Records with interface code>
________________________
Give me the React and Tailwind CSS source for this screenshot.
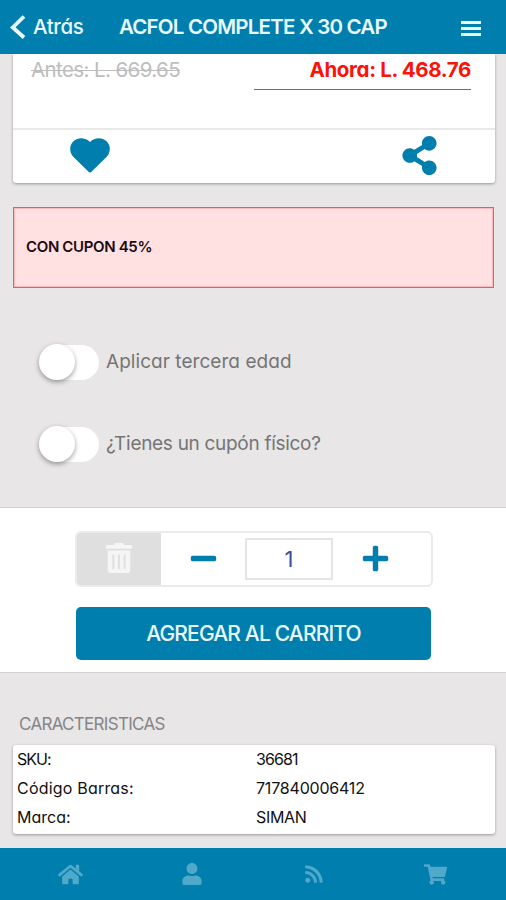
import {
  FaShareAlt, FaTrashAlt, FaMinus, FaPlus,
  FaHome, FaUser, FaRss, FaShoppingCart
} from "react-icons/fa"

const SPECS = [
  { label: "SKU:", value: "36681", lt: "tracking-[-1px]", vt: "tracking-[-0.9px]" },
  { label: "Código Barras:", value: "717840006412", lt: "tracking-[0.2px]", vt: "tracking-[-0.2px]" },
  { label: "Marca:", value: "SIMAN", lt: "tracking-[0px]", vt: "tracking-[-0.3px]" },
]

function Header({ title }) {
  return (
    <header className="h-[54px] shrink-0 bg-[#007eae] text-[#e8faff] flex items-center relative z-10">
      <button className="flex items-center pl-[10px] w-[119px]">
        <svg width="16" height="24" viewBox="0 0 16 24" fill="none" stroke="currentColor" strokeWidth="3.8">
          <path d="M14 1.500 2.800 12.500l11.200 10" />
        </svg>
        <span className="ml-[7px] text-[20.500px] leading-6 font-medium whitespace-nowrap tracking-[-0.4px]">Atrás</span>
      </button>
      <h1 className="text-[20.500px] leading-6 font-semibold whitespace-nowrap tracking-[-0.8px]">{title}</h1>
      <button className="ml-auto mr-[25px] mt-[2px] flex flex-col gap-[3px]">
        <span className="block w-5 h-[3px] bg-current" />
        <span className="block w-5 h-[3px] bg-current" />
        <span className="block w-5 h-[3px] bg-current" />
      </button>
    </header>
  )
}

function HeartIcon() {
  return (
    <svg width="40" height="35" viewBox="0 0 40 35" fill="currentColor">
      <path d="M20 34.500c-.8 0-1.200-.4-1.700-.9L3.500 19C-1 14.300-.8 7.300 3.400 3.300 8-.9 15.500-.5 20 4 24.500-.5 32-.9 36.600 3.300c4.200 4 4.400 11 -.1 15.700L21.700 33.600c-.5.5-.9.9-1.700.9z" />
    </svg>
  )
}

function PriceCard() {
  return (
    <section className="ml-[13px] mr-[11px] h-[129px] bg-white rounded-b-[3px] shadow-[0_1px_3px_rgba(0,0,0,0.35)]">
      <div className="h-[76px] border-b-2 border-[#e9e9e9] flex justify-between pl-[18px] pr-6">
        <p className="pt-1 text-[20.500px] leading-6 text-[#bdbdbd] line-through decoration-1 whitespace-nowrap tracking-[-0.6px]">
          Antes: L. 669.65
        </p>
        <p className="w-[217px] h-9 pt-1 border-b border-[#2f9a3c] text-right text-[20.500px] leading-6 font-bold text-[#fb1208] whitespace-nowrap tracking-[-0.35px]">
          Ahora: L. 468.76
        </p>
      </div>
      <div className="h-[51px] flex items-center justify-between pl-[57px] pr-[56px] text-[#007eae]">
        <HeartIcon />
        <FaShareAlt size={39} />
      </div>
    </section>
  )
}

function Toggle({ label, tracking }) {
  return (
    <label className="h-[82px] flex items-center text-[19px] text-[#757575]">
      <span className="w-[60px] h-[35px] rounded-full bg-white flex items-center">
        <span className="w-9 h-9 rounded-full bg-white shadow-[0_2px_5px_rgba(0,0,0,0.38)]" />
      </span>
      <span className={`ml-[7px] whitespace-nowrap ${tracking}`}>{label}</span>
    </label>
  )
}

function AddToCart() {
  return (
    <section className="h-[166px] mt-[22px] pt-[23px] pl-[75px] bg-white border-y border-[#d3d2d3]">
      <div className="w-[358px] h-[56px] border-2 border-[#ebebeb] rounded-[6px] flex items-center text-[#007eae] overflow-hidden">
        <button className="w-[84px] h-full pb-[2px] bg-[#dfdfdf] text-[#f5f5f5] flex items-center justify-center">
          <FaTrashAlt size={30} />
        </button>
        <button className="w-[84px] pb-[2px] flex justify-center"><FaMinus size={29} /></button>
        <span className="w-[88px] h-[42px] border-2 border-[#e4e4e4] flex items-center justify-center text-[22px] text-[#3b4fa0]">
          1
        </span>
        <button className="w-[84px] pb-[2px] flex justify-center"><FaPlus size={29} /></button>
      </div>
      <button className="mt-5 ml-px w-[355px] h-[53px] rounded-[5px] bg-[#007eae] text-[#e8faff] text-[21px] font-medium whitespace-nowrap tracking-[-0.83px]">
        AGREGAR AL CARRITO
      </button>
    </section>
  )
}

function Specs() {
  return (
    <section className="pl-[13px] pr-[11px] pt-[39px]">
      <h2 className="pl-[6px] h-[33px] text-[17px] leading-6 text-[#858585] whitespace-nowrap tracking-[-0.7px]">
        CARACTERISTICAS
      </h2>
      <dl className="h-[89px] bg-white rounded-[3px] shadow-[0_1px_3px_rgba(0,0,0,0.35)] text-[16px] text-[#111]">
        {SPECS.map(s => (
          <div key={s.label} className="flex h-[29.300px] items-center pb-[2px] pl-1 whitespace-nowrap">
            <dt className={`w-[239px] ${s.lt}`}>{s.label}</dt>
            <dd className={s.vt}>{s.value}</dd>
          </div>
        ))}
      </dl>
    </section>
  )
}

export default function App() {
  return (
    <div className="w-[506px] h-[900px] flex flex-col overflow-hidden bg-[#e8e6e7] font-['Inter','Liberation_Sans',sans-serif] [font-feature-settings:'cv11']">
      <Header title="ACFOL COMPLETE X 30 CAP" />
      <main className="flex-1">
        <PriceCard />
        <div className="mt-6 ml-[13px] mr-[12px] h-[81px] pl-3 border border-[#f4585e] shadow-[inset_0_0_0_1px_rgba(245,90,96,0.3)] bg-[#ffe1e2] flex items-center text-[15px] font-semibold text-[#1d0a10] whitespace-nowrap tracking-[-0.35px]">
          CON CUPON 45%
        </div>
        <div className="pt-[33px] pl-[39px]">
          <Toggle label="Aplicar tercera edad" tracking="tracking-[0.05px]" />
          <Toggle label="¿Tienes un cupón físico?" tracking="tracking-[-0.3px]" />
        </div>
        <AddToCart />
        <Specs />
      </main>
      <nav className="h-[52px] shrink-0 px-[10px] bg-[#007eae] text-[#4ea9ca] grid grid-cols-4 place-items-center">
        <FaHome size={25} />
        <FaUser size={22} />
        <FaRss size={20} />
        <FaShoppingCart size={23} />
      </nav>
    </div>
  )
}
________________________
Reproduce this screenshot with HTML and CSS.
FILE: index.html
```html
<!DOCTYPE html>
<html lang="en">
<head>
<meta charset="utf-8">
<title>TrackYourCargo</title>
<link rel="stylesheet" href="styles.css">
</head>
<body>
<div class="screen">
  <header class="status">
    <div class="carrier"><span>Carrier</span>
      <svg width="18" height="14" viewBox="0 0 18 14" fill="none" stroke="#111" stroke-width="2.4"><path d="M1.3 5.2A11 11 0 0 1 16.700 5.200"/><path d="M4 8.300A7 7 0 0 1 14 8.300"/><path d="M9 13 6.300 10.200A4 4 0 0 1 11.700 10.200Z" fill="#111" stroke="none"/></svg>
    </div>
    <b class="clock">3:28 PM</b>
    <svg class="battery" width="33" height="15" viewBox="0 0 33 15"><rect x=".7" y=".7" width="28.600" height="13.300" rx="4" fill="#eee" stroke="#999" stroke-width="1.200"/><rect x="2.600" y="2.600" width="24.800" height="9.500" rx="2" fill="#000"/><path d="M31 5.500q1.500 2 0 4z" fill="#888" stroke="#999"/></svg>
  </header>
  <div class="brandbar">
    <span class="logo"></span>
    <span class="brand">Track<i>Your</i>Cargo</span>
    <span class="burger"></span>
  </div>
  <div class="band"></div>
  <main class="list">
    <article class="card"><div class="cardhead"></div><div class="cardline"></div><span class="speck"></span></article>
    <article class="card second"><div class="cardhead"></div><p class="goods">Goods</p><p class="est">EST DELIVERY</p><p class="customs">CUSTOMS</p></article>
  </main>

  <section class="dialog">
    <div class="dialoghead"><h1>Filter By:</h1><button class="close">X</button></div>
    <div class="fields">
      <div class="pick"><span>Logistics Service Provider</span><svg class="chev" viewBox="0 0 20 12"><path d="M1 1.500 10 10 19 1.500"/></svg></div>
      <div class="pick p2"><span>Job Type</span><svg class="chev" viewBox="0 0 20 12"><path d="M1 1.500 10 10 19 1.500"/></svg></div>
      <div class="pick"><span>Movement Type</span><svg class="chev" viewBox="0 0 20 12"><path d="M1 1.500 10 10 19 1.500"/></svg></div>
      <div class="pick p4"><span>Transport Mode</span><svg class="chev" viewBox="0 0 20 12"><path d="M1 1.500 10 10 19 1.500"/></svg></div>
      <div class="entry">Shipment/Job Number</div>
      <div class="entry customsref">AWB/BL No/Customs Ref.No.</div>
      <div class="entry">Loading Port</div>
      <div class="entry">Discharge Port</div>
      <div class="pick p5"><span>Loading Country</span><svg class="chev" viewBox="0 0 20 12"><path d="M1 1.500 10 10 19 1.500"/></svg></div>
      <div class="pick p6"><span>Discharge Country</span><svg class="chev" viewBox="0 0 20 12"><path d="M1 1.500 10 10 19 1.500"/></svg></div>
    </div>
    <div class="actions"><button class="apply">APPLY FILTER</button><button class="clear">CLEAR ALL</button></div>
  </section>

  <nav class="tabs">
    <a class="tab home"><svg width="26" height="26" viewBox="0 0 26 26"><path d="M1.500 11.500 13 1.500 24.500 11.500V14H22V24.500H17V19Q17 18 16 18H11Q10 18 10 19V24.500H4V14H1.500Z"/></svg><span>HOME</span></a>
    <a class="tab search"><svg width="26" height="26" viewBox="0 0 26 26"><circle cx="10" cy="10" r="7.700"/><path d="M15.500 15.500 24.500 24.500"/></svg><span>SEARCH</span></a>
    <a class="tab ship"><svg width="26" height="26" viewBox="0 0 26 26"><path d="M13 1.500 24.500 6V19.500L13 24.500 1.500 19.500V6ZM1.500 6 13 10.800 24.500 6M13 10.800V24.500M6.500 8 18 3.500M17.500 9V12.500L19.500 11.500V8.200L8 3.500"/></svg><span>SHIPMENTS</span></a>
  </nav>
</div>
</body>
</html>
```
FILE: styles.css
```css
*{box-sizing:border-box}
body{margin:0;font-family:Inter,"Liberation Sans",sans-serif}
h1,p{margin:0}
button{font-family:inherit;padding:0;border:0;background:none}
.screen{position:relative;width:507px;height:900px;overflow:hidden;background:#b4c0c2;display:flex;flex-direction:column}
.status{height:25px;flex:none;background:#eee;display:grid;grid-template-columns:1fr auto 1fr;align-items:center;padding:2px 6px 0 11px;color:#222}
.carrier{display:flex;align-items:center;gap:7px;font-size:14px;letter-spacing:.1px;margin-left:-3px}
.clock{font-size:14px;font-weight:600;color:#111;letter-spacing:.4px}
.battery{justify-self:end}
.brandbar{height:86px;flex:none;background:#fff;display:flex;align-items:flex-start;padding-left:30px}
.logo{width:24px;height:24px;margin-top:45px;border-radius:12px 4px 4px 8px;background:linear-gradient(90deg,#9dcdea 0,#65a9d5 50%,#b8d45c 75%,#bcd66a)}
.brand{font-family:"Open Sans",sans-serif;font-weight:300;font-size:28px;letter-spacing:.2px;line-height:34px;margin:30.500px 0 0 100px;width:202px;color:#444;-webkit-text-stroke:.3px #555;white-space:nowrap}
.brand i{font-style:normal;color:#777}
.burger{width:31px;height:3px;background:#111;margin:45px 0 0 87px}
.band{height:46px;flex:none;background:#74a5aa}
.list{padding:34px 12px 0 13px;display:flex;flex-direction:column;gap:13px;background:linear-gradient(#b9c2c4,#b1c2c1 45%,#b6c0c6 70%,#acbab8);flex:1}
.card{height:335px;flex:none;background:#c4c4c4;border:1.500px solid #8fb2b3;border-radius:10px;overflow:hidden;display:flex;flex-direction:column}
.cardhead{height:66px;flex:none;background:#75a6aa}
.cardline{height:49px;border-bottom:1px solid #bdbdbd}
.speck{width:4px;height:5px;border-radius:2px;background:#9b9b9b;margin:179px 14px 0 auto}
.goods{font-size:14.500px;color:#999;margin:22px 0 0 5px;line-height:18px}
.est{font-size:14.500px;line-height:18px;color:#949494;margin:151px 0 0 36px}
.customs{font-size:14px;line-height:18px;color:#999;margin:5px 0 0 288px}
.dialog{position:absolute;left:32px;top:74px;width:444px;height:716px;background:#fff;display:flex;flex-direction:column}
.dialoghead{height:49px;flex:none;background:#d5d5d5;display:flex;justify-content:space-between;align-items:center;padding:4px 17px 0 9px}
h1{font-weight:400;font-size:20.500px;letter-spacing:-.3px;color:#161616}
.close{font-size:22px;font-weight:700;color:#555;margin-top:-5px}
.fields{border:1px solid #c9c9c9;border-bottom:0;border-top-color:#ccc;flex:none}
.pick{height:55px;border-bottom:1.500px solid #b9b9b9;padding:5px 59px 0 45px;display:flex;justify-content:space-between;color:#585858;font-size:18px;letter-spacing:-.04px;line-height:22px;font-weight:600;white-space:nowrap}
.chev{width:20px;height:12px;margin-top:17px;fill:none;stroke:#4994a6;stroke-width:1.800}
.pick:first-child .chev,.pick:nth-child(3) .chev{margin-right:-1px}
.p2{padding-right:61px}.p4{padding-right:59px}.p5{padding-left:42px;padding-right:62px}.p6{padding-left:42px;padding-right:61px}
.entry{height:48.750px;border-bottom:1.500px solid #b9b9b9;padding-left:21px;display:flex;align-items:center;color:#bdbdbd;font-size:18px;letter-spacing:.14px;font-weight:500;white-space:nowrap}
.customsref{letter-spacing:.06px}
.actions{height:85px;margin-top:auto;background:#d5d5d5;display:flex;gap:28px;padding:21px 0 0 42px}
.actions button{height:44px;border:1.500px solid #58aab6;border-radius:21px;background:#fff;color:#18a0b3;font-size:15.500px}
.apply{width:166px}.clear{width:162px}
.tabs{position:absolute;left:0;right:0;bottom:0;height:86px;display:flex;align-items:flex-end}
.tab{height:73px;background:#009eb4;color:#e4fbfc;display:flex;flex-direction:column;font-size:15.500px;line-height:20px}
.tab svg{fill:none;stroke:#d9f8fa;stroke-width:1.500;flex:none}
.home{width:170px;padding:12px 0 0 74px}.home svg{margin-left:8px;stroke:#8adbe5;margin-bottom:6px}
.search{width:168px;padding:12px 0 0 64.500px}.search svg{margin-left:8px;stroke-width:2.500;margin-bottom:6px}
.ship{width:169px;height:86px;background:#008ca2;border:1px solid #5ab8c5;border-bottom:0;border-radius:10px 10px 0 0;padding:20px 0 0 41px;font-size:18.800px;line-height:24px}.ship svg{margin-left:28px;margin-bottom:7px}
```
________________________
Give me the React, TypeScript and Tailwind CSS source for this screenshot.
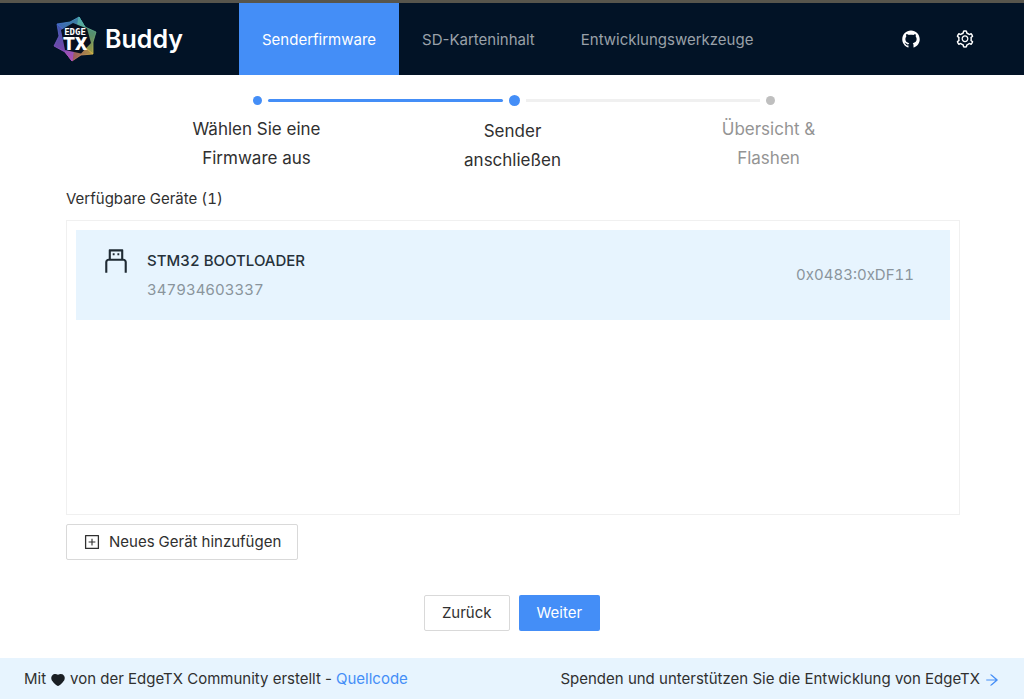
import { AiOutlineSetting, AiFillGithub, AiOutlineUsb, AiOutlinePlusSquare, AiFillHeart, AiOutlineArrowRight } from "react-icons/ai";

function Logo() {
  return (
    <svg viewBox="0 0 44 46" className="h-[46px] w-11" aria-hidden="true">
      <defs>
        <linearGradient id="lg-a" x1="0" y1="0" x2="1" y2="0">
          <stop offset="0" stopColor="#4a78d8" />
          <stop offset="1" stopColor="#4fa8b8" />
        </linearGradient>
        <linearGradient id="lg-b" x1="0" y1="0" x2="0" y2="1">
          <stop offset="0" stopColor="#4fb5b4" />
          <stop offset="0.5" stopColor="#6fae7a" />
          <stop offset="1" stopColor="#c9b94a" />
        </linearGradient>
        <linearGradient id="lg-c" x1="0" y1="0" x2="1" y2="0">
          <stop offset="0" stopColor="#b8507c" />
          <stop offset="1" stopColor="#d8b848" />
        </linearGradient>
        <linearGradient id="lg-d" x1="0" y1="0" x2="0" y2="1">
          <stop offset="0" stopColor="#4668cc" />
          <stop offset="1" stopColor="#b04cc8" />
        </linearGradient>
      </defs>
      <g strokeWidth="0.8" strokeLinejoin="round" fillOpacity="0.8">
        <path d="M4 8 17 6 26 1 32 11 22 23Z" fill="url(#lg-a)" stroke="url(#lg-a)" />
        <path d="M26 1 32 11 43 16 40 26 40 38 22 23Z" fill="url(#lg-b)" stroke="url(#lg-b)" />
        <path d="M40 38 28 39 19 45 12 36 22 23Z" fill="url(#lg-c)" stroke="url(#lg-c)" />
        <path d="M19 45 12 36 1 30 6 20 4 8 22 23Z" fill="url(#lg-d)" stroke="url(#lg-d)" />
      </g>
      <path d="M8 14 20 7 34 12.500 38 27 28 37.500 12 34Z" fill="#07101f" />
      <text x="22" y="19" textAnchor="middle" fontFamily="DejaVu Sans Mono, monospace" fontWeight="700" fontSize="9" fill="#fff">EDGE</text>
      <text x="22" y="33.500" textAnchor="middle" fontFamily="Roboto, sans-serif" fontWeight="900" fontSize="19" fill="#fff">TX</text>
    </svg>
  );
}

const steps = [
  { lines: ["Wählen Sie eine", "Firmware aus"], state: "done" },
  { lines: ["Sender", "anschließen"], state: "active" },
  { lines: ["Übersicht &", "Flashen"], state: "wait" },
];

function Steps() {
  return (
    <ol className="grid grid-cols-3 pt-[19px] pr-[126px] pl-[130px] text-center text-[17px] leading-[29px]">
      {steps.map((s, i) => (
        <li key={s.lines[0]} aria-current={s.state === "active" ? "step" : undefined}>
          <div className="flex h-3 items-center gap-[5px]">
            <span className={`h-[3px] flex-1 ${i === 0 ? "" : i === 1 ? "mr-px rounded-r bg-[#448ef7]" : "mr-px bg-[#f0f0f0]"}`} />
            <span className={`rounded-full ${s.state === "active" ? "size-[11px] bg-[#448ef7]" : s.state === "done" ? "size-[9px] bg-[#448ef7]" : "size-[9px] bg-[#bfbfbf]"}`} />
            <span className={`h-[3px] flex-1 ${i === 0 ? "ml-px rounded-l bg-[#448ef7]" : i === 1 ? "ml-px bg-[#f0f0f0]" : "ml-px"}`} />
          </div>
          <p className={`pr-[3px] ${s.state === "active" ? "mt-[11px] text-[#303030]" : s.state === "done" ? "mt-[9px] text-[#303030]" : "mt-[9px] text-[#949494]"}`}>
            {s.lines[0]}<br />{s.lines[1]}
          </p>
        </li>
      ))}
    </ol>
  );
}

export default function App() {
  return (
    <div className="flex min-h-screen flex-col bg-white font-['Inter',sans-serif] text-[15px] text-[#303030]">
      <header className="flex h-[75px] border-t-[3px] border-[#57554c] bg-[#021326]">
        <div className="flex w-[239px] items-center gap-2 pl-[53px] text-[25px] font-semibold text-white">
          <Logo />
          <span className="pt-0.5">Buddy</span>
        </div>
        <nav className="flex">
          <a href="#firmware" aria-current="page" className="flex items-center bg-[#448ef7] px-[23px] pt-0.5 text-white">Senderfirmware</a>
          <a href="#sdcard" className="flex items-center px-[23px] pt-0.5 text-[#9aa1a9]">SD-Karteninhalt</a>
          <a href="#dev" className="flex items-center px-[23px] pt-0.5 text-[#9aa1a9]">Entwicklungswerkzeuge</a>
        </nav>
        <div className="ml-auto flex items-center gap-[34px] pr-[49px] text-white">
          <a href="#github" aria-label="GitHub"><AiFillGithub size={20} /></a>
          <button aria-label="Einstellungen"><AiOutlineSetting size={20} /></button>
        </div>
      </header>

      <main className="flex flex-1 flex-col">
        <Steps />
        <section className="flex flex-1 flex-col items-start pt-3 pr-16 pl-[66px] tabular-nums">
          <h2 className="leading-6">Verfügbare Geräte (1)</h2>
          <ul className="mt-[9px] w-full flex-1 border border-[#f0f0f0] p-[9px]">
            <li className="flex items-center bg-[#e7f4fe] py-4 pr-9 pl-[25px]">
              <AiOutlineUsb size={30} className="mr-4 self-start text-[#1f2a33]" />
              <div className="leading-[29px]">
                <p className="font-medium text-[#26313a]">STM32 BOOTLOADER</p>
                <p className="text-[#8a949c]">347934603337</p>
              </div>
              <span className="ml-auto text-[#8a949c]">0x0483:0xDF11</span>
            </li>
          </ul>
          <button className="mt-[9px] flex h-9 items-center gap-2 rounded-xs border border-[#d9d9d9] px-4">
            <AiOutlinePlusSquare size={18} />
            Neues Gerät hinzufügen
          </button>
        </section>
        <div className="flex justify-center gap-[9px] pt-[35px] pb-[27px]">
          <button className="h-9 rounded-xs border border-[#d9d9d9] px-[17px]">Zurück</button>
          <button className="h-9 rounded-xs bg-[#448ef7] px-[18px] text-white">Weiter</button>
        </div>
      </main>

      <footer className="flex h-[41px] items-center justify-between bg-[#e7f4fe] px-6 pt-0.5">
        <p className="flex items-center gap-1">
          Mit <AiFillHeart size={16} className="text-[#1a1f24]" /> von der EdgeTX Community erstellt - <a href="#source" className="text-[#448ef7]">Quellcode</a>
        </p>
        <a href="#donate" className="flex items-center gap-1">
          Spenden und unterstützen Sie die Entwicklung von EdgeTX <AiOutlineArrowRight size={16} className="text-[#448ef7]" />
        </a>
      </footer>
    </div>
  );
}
________________________
Prompt> Start with the line that includes "Give me the React, TypeScript" and finish with the line that includes "AiOutlinePlusSquare, AiFillHeart, AiOutlineArrowRight": reproduce those lines exactly, nothing before or after, and omit any pictures.

Full answer>
Give me the React, TypeScript and Tailwind CSS source for this screenshot.
import { AiOutlineSetting, AiFillGithub, AiOutlineUsb, AiOutlinePlusSquare, AiFillHeart, AiOutlineArrowRight } from "react-icons/ai";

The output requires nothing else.